## GIVEN REQUEST
With the pictures left out, copy the listing below exactly.
*** GIVEN INFORMATION ***
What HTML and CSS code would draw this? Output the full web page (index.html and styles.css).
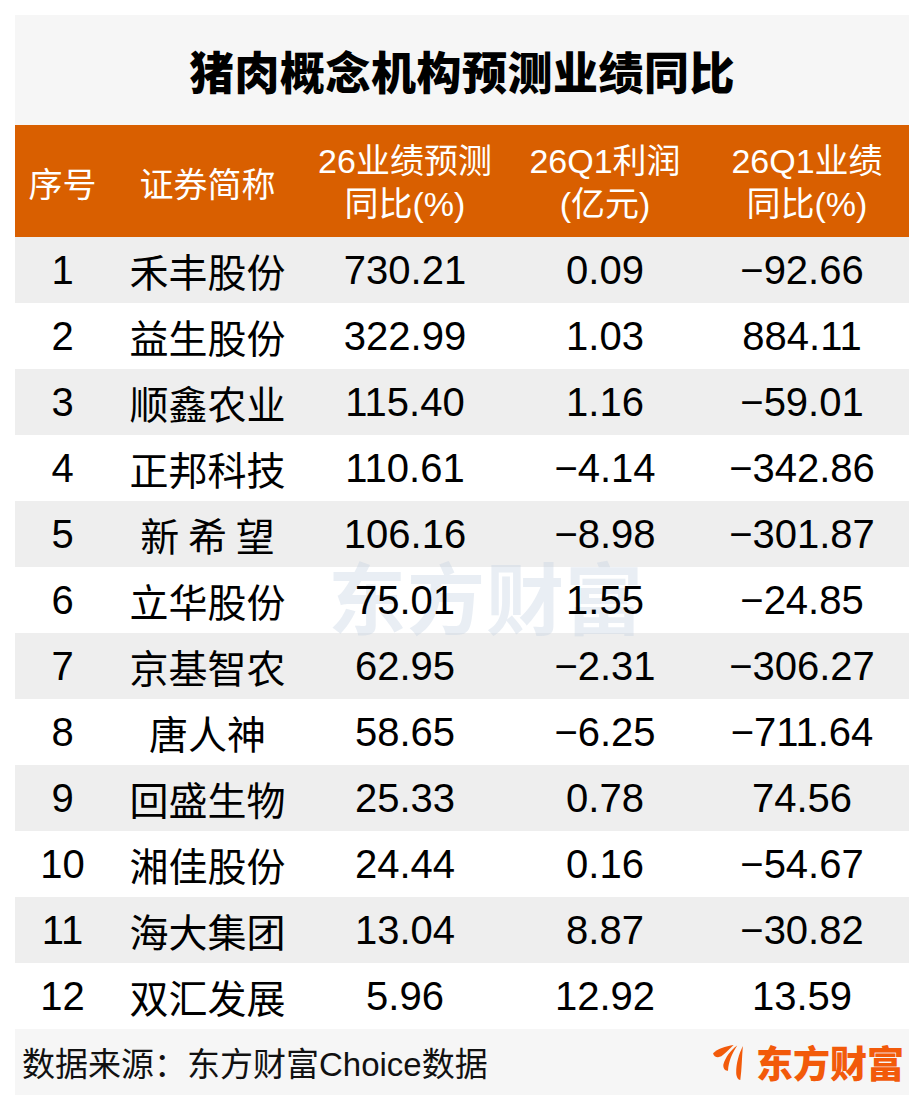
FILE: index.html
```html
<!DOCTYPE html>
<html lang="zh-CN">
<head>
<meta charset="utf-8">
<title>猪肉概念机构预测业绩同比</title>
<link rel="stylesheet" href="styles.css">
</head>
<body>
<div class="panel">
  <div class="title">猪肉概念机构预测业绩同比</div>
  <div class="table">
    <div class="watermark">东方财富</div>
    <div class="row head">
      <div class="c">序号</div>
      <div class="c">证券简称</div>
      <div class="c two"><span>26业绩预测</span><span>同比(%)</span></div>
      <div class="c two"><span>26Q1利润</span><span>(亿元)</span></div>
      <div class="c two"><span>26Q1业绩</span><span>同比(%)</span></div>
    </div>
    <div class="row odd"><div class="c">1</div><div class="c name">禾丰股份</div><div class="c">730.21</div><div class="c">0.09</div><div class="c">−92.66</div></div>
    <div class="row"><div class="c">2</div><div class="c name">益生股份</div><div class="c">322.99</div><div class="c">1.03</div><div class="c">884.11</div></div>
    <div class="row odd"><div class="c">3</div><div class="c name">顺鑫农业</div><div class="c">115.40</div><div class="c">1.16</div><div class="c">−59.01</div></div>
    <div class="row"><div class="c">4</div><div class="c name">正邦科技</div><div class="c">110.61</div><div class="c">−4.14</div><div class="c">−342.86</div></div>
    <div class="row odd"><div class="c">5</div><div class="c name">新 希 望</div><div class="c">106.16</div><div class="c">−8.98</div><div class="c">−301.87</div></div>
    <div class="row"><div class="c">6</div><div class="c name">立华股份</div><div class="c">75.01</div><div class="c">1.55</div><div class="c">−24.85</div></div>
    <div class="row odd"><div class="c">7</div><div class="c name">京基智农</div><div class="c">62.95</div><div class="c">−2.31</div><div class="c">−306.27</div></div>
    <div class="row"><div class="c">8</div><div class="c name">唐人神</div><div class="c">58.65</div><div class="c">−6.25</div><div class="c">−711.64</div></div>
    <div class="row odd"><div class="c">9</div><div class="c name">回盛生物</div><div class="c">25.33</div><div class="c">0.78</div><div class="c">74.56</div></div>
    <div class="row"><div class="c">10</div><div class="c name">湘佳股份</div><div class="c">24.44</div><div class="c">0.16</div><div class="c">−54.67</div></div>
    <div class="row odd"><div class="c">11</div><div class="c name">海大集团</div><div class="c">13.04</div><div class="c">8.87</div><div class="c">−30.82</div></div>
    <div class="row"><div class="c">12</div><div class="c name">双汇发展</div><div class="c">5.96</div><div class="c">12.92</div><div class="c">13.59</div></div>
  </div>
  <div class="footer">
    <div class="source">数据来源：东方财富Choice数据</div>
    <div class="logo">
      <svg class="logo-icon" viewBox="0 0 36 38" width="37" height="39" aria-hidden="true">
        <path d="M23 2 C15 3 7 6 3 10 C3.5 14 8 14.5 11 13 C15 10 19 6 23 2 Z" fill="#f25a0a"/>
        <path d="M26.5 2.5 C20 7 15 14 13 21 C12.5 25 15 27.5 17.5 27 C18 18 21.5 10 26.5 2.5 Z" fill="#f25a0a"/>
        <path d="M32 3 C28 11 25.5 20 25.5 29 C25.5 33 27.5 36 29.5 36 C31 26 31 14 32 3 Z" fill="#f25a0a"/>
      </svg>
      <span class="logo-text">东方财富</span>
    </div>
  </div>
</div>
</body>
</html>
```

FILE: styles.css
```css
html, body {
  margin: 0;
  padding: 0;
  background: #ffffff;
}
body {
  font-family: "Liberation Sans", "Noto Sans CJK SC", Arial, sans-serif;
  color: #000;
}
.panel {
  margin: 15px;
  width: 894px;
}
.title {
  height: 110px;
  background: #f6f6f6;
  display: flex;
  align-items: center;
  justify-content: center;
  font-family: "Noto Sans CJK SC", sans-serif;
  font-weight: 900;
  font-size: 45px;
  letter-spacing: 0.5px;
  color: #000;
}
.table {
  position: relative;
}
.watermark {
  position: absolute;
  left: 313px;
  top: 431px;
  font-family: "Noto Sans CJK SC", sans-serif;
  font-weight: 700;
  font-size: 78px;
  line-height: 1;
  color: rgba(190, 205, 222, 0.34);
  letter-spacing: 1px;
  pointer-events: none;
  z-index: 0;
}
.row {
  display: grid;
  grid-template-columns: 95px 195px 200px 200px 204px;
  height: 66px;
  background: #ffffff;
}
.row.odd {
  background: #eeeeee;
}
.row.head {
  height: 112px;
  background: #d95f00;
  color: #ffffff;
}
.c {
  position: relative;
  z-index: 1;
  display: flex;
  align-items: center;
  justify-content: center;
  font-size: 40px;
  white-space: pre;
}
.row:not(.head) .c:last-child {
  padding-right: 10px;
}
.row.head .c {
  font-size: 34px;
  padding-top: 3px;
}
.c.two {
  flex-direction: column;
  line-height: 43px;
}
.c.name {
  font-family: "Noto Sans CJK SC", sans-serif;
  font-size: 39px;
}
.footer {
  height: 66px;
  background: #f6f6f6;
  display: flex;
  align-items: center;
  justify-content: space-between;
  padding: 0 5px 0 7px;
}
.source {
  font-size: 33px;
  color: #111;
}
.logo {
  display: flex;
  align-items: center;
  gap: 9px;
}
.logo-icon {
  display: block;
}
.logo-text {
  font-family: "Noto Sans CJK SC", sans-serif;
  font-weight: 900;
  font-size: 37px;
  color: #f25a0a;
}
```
***
## ANSWER
What HTML and CSS code would draw this? Output the full web page (index.html and styles.css).
FILE: index.html
```html
<!DOCTYPE html>
<html lang="zh-CN">
<head>
<meta charset="utf-8">
<title>猪肉概念机构预测业绩同比</title>
<link rel="stylesheet" href="styles.css">
</head>
<body>
<div class="panel">
  <div class="title">猪肉概念机构预测业绩同比</div>
  <div class="table">
    <div class="watermark">东方财富</div>
    <div class="row head">
      <div class="c">序号</div>
      <div class="c">证券简称</div>
      <div class="c two"><span>26业绩预测</span><span>同比(%)</span></div>
      <div class="c two"><span>26Q1利润</span><span>(亿元)</span></div>
      <div class="c two"><span>26Q1业绩</span><span>同比(%)</span></div>
    </div>
    <div class="row odd"><div class="c">1</div><div class="c name">禾丰股份</div><div class="c">730.21</div><div class="c">0.09</div><div class="c">−92.66</div></div>
    <div class="row"><div class="c">2</div><div class="c name">益生股份</div><div class="c">322.99</div><div class="c">1.03</div><div class="c">884.11</div></div>
    <div class="row odd"><div class="c">3</div><div class="c name">顺鑫农业</div><div class="c">115.40</div><div class="c">1.16</div><div class="c">−59.01</div></div>
    <div class="row"><div class="c">4</div><div class="c name">正邦科技</div><div class="c">110.61</div><div class="c">−4.14</div><div class="c">−342.86</div></div>
    <div class="row odd"><div class="c">5</div><div class="c name">新 希 望</div><div class="c">106.16</div><div class="c">−8.98</div><div class="c">−301.87</div></div>
    <div class="row"><div class="c">6</div><div class="c name">立华股份</div><div class="c">75.01</div><div class="c">1.55</div><div class="c">−24.85</div></div>
    <div class="row odd"><div class="c">7</div><div class="c name">京基智农</div><div class="c">62.95</div><div class="c">−2.31</div><div class="c">−306.27</div></div>
    <div class="row"><div class="c">8</div><div class="c name">唐人神</div><div class="c">58.65</div><div class="c">−6.25</div><div class="c">−711.64</div></div>
    <div class="row odd"><div class="c">9</div><div class="c name">回盛生物</div><div class="c">25.33</div><div class="c">0.78</div><div class="c">74.56</div></div>
    <div class="row"><div class="c">10</div><div class="c name">湘佳股份</div><div class="c">24.44</div><div class="c">0.16</div><div class="c">−54.67</div></div>
    <div class="row odd"><div class="c">11</div><div class="c name">海大集团</div><div class="c">13.04</div><div class="c">8.87</div><div class="c">−30.82</div></div>
    <div class="row"><div class="c">12</div><div class="c name">双汇发展</div><div class="c">5.96</div><div class="c">12.92</div><div class="c">13.59</div></div>
  </div>
  <div class="footer">
    <div class="source">数据来源：东方财富Choice数据</div>
    <div class="logo">
      <svg class="logo-icon" viewBox="0 0 36 38" width="37" height="39" aria-hidden="true">
        <path d="M23 2 C15 3 7 6 3 10 C3.5 14 8 14.5 11 13 C15 10 19 6 23 2 Z" fill="#f25a0a"/>
        <path d="M26.5 2.5 C20 7 15 14 13 21 C12.5 25 15 27.5 17.5 27 C18 18 21.5 10 26.5 2.5 Z" fill="#f25a0a"/>
        <path d="M32 3 C28 11 25.5 20 25.5 29 C25.5 33 27.5 36 29.5 36 C31 26 31 14 32 3 Z" fill="#f25a0a"/>
      </svg>
      <span class="logo-text">东方财富</span>
    </div>
  </div>
</div>
</body>
</html>
```

FILE: styles.css
```css
html, body {
  margin: 0;
  padding: 0;
  background: #ffffff;
}
body {
  font-family: "Liberation Sans", "Noto Sans CJK SC", Arial, sans-serif;
  color: #000;
}
.panel {
  margin: 15px;
  width: 894px;
}
.title {
  height: 110px;
  background: #f6f6f6;
  display: flex;
  align-items: center;
  justify-content: center;
  font-family: "Noto Sans CJK SC", sans-serif;
  font-weight: 900;
  font-size: 45px;
  letter-spacing: 0.5px;
  color: #000;
}
.table {
  position: relative;
}
.watermark {
  position: absolute;
  left: 313px;
  top: 431px;
  font-family: "Noto Sans CJK SC", sans-serif;
  font-weight: 700;
  font-size: 78px;
  line-height: 1;
  color: rgba(190, 205, 222, 0.34);
  letter-spacing: 1px;
  pointer-events: none;
  z-index: 0;
}
.row {
  display: grid;
  grid-template-columns: 95px 195px 200px 200px 204px;
  height: 66px;
  background: #ffffff;
}
.row.odd {
  background: #eeeeee;
}
.row.head {
  height: 112px;
  background: #d95f00;
  color: #ffffff;
}
.c {
  position: relative;
  z-index: 1;
  display: flex;
  align-items: center;
  justify-content: center;
  font-size: 40px;
  white-space: pre;
}
.row:not(.head) .c:last-child {
  padding-right: 10px;
}
.row.head .c {
  font-size: 34px;
  padding-top: 3px;
}
.c.two {
  flex-direction: column;
  line-height: 43px;
}
.c.name {
  font-family: "Noto Sans CJK SC", sans-serif;
  font-size: 39px;
}
.footer {
  height: 66px;
  background: #f6f6f6;
  display: flex;
  align-items: center;
  justify-content: space-between;
  padding: 0 5px 0 7px;
}
.source {
  font-size: 33px;
  color: #111;
}
.logo {
  display: flex;
  align-items: center;
  gap: 9px;
}
.logo-icon {
  display: block;
}
.logo-text {
  font-family: "Noto Sans CJK SC", sans-serif;
  font-weight: 900;
  font-size: 37px;
  color: #f25a0a;
}
```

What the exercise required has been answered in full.